In Dennis Jack Horner v. Marcia (Horner) Carter, No. 34A02-1111-DR-1029, Dennis and Marcia Horner, now Marcia Carter, divorced after more than 30 years of marriage. They entered into a mediated settlement agreement in which Horner would pay $550 a month toward the purchase of a new residence for Carter, which was outlined in the “real estate” section of the agreement. Under the “maintenance/support” section, Horner was to pay Carter either $500 or $600 a month until a modification of the court or death of Carter. If she remarried, this maintenance would end. Carter eventually remarried; Horner stopped paying the maintenance, but continued to pay toward her housing for several years. Carter and her new husband lived in the Horners’ former home and paid Horner $660 a month. Eventually they stopped making monthly payments and were evicted.

Horner stopped making the housing payments to Carter because he thought it was maintenance. He argued that there was an error in communications during their mediation, which he wanted to introduce at a hearing to show there was a mistake in the agreement. He claimed he communicated to his attorney that all payments to his ex-wife would stop once she was married. She argued they agreed he would continue to pay her housing because she agreed to give up any interest in his pension. The trial court ruled in favor of Carter and declined to allow Horner to testify as to what was said during mediation.

The Court of Appeals concluded that the settlement agreement is ambiguous, so it may consider extrinsic evidence. But the issue isn’t whether Horner can offer this evidence, it’s whether that evidence can be communications that happened during mediation, something the Court of Appeals has yet to answer.

Citing Alternative Dispute Resolution Rule 2.11 and Indiana Evidence Rule 408, the judges concluded Horner should have been allowed to introduce the mediation communications as evidence. He sought to offer this evidence to establish that a mistake occurred in drafting the agreement, which would not be excluded under Rule 408. Only evidence that is offered to prove “liability for or invalidity of the claim or its amount” is excluded.

But it was a harmless error, the judges held, because Horner did testify to communications that happened during mediation and his statements fall far short of establishing any mistake that may entitle him to relief, wrote Judge Nancy Vaidik.

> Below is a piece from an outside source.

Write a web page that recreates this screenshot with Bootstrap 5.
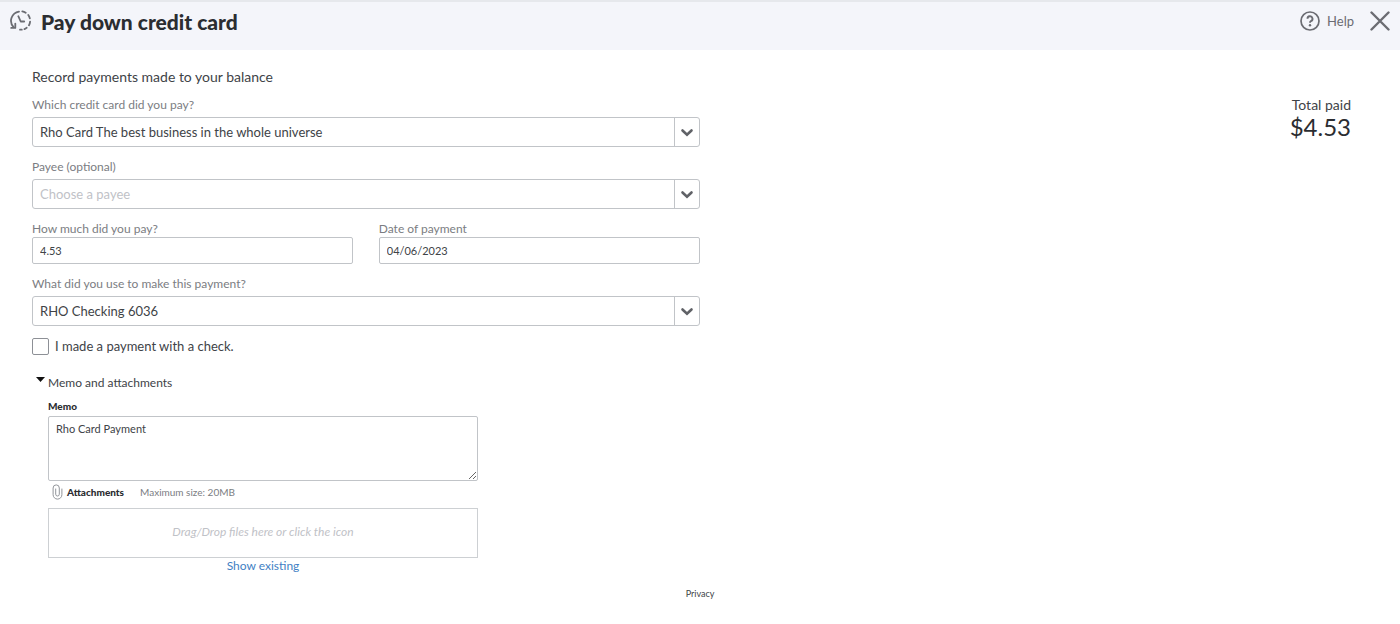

The COA also upheld the finding that the housing payment provision is for a property settlement. Even though that provision has characteristics that resemble maintenance, it was placed under the “real estate” portion of the agreement, and the parties did not expressly provide that this provision was subject to modification. Plus, Horner did not seek to modify his housing payments when Carter remarried in 2007, only his maintenance payments.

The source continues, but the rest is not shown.